Disgrazie strazianti, sicuramente degne della più profonda compassione umana.
Però, per favore, smettiamola con questa pietà familistica tutta italiana da quattro soldi: “sono solo ragazzi, hanno diciott’anni…” Ma stiamo scherzando? A diciott’anni si vota (e molto spesso con risultati degni di uno spettacolo tragicomico), si guida un’auto come se la vita fosse una corsa pazza, ci si sposano altrettanti drammi in salsa soap opera, e sì, si fanno figli come se fosse una questione da manuale.
E, dulcis in fundo, a diciott’anni si va pure in guerra, quindi non venite a raccontarci che sono troppo giovani per capirci qualcosa.

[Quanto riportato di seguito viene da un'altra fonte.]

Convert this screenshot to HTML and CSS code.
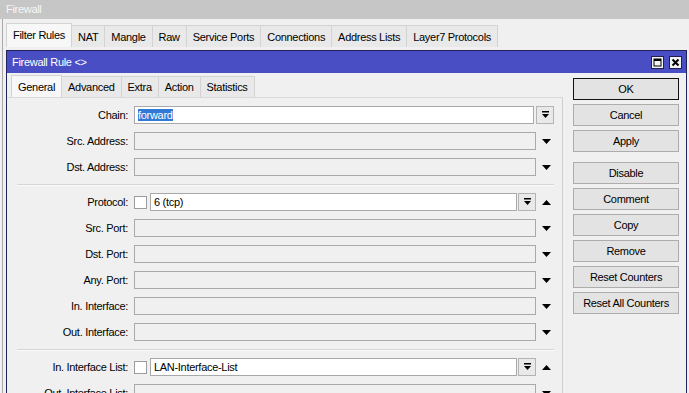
FILE: index.html
```html
<!DOCTYPE html>
<html lang="en">
<head>
    <meta charset="UTF-8">
    <meta name="viewport" content="width=device-width, initial-scale=1.0">
    <title>Firewall Rule</title>
    <link rel="stylesheet" href="styles.css">
</head>
<body>
    <div class="winbar">Firewall</div>
    <div class="workspace">
        <div class="tabs outer">
            <div class="tab active">Filter Rules</div>
            <div class="tab">NAT</div>
            <div class="tab">Mangle</div>
            <div class="tab">Raw</div>
            <div class="tab">Service Ports</div>
            <div class="tab">Connections</div>
            <div class="tab">Address Lists</div>
            <div class="tab">Layer7 Protocols</div>
        </div>

        <div class="dialog">
            <div class="dlg-title">
                <span>Firewall Rule &lt;&gt;</span>
                <div class="dlg-ctrls">
                    <div class="ctrl">
                        <svg width="11" height="11" viewBox="0 0 11 11"><rect x="2" y="2" width="7" height="7" fill="none" stroke="#000" stroke-width="1"/><rect x="2" y="2" width="7" height="2" fill="#000"/></svg>
                    </div>
                    <div class="ctrl">
                        <svg width="11" height="11" viewBox="0 0 11 11"><path d="M2.5 2.5 L8.5 8.5 M8.5 2.5 L2.5 8.5" stroke="#000" stroke-width="2"/></svg>
                    </div>
                </div>
            </div>

            <div class="dlg-main">
                <div class="dlg-left">
                    <div class="tabs inner">
                        <div class="tab active">General</div>
                        <div class="tab">Advanced</div>
                        <div class="tab">Extra</div>
                        <div class="tab">Action</div>
                        <div class="tab">Statistics</div>
                    </div>

                    <div class="panel">
                        <div class="row">
                            <label>Chain:</label>
                            <div class="field white"><span class="selected">forward</span></div>
                            <div class="ddbtn"><svg width="7" height="8" viewBox="0 0 7 8"><rect x="0" y="0" width="7" height="1.5" fill="#000"/><polygon points="0,3 7,3 3.5,7" fill="#000"/></svg></div>
                            <div class="pad"></div>
                        </div>
                        <div class="row">
                            <label>Src. Address:</label>
                            <div class="field"></div>
                            <div class="arrow"><svg width="9" height="5" viewBox="0 0 9 5"><polygon points="0,0 9,0 4.5,5" fill="#000"/></svg></div>
                        </div>
                        <div class="row">
                            <label>Dst. Address:</label>
                            <div class="field"></div>
                            <div class="arrow"><svg width="9" height="5" viewBox="0 0 9 5"><polygon points="0,0 9,0 4.5,5" fill="#000"/></svg></div>
                        </div>

                        <div class="sep"></div>

                        <div class="row">
                            <label>Protocol:</label>
                            <div class="check"></div>
                            <div class="field white">6 (tcp)</div>
                            <div class="ddbtn small"><svg width="7" height="8" viewBox="0 0 7 8"><rect x="0" y="0" width="7" height="1.5" fill="#000"/><polygon points="0,3 7,3 3.5,7" fill="#000"/></svg></div>
                            <div class="arrow"><svg width="9" height="5" viewBox="0 0 9 5"><polygon points="0,5 9,5 4.5,0" fill="#000"/></svg></div>
                        </div>
                        <div class="row">
                            <label>Src. Port:</label>
                            <div class="field"></div>
                            <div class="arrow"><svg width="9" height="5" viewBox="0 0 9 5"><polygon points="0,0 9,0 4.5,5" fill="#000"/></svg></div>
                        </div>
                        <div class="row">
                            <label>Dst. Port:</label>
                            <div class="field"></div>
                            <div class="arrow"><svg width="9" height="5" viewBox="0 0 9 5"><polygon points="0,0 9,0 4.5,5" fill="#000"/></svg></div>
                        </div>
                        <div class="row">
                            <label>Any. Port:</label>
                            <div class="field"></div>
                            <div class="arrow"><svg width="9" height="5" viewBox="0 0 9 5"><polygon points="0,0 9,0 4.5,5" fill="#000"/></svg></div>
                        </div>
                        <div class="row">
                            <label>In. Interface:</label>
                            <div class="field"></div>
                            <div class="arrow"><svg width="9" height="5" viewBox="0 0 9 5"><polygon points="0,0 9,0 4.5,5" fill="#000"/></svg></div>
                        </div>
                        <div class="row">
                            <label>Out. Interface:</label>
                            <div class="field"></div>
                            <div class="arrow"><svg width="9" height="5" viewBox="0 0 9 5"><polygon points="0,0 9,0 4.5,5" fill="#000"/></svg></div>
                        </div>

                        <div class="sep"></div>

                        <div class="row">
                            <label>In. Interface List:</label>
                            <div class="check"></div>
                            <div class="field white">LAN-Interface-List</div>
                            <div class="ddbtn small"><svg width="7" height="8" viewBox="0 0 7 8"><rect x="0" y="0" width="7" height="1.5" fill="#000"/><polygon points="0,3 7,3 3.5,7" fill="#000"/></svg></div>
                            <div class="arrow"><svg width="9" height="5" viewBox="0 0 9 5"><polygon points="0,5 9,5 4.5,0" fill="#000"/></svg></div>
                        </div>
                        <div class="row">
                            <label>Out. Interface List:</label>
                            <div class="field"></div>
                            <div class="arrow"><svg width="9" height="5" viewBox="0 0 9 5"><polygon points="0,0 9,0 4.5,5" fill="#000"/></svg></div>
                        </div>
                    </div>
                </div>

                <div class="btncol">
                    <div class="btn default">OK</div>
                    <div class="btn">Cancel</div>
                    <div class="btn">Apply</div>
                    <div class="btn spaced">Disable</div>
                    <div class="btn">Comment</div>
                    <div class="btn">Copy</div>
                    <div class="btn">Remove</div>
                    <div class="btn">Reset Counters</div>
                    <div class="btn">Reset All Counters</div>
                </div>
            </div>
        </div>
    </div>
</body>
</html>
```

FILE: styles.css
```css
body {
    margin: 0;
    height: 393px;
    overflow: hidden;
    font-family: "Liberation Sans", Arial, sans-serif;
    font-size: 11px;
    letter-spacing: -0.3px;
    color: #000;
    background-color: #f0f0f0;
}
.winbar {
    height: 19px;
    line-height: 19px;
    padding-left: 6px;
    background-color: #c6c6c6;
    color: #f6f6f6;
}
.workspace {
    margin-left: 2px;
    padding: 4px 0 0 3px;
    border-left: 1px solid #a8a8a8;
    height: 400px;
}

/* tabs */
.tabs {
    display: flex;
    align-items: flex-end;
}
.tab {
    height: 22px;
    line-height: 22px;
    padding: 0 6px;
    background-color: #e9e9e9;
    border: 1px solid #d3d3d3;
    border-left: none;
    border-bottom: none;
    box-sizing: border-box;
}
.tab.active {
    height: 24px;
    line-height: 23px;
    background-color: #f7f7f7;
    border-left: 1px solid #d3d3d3;
}
.outer {
    height: 24px;
}

/* dialog */
.dialog {
    margin-top: 3px;
    width: 681px;
    box-sizing: border-box;
    border: 1px solid #23235c;
    border-bottom: none;
}
.dlg-title {
    height: 22px;
    display: flex;
    align-items: center;
    justify-content: space-between;
    padding: 0 4px 0 5px;
    background-color: #4a4ec4;
    color: #fff;
}
.dlg-ctrls {
    display: flex;
    gap: 5px;
}
.ctrl {
    width: 13px;
    height: 13px;
    box-sizing: border-box;
    border: 1px solid #1e1e50;
    background-color: #f4f4f4;
    display: flex;
    align-items: center;
    justify-content: center;
}
.dlg-main {
    display: flex;
}
.dlg-left {
    width: 556px;
}
.inner {
    margin-top: 2px;
    padding-left: 4px;
}
.inner .tab {
    height: 21px;
    line-height: 21px;
}
.inner .tab.active {
    height: 22px;
    line-height: 22px;
}
.panel {
    padding: 8px 6px 0 0;
    border-top: 1px solid #d9d9d9;
    border-right: 1px solid #cfcfcf;
    height: 400px;
}

/* form rows */
.row {
    display: flex;
    align-items: center;
    height: 18px;
    margin-bottom: 8px;
}
.row label {
    width: 121px;
    margin-right: 6px;
    text-align: right;
    flex-shrink: 0;
}
.field {
    flex: 1;
    height: 18px;
    box-sizing: border-box;
    border: 1px solid #a9a9a9;
    background-color: #f0f0f0;
    padding-left: 3px;
    line-height: 16px;
    white-space: nowrap;
    overflow: hidden;
}
.field.white {
    background-color: #fff;
}
.selected {
    background-color: #3179d6;
    color: #fff;
}
.ddbtn {
    width: 18px;
    height: 18px;
    margin-left: 2px;
    box-sizing: border-box;
    border: 1px solid #b4b4b4;
    background-color: #e9e9e9;
    display: flex;
    align-items: center;
    justify-content: center;
    flex-shrink: 0;
}
.ddbtn.small {
    margin-left: 1px;
}
.pad {
    width: 2px;
    flex-shrink: 0;
}
.arrow {
    width: 20px;
    flex-shrink: 0;
    display: flex;
    align-items: center;
    justify-content: center;
}
.check {
    width: 13px;
    height: 13px;
    margin-right: 3px;
    box-sizing: border-box;
    border: 1px solid #9c9c9c;
    background-color: #fff;
    flex-shrink: 0;
}
.sep {
    height: 0;
    margin: 1px 2px 7px 10px;
    border-top: 1px solid #d6d6d6;
    border-bottom: 1px solid #fbfbfb;
}

/* buttons */
.btncol {
    width: 106px;
    padding: 5px 7px 0 10px;
}
.btn {
    height: 22px;
    line-height: 20px;
    margin-bottom: 4px;
    box-sizing: border-box;
    border: 1px solid #adadad;
    background-color: #e3e3e3;
    text-align: center;
    white-space: nowrap;
}
.btn.default {
    border-color: #111;
}
.btn.spaced {
    margin-top: 10px;
}
```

Goffredo Mameli, a vent’anni, aveva già scritto il nostro inno nazionale e, a 22, era morto per la Patria. Ma lasciamo da parte teatri eroici e poesia: un individuo di diciott’anni è, almeno in teoria, responsabile delle proprie azioni.
Dire che un diciottenne non è giudicabile per la sua “giovane età” è un paradosso colossale (forse dovremmo anche togliere loro il diritto di voto e la patente, giusto per coerenza).
La vera chicca è il delirio assolutorio del paternalismo e del mammismo — quei malati atteggiamenti tossici che vedono i figli come eterni bambini, sempre al riparo sotto l’ala protettiva di mammà e papino, immuni alle crudeltà della vita adulta.
Ecco a voi, il trionfo dell’immaturità perpetua: poveri, teneri figli, e poveri, disperati genitori.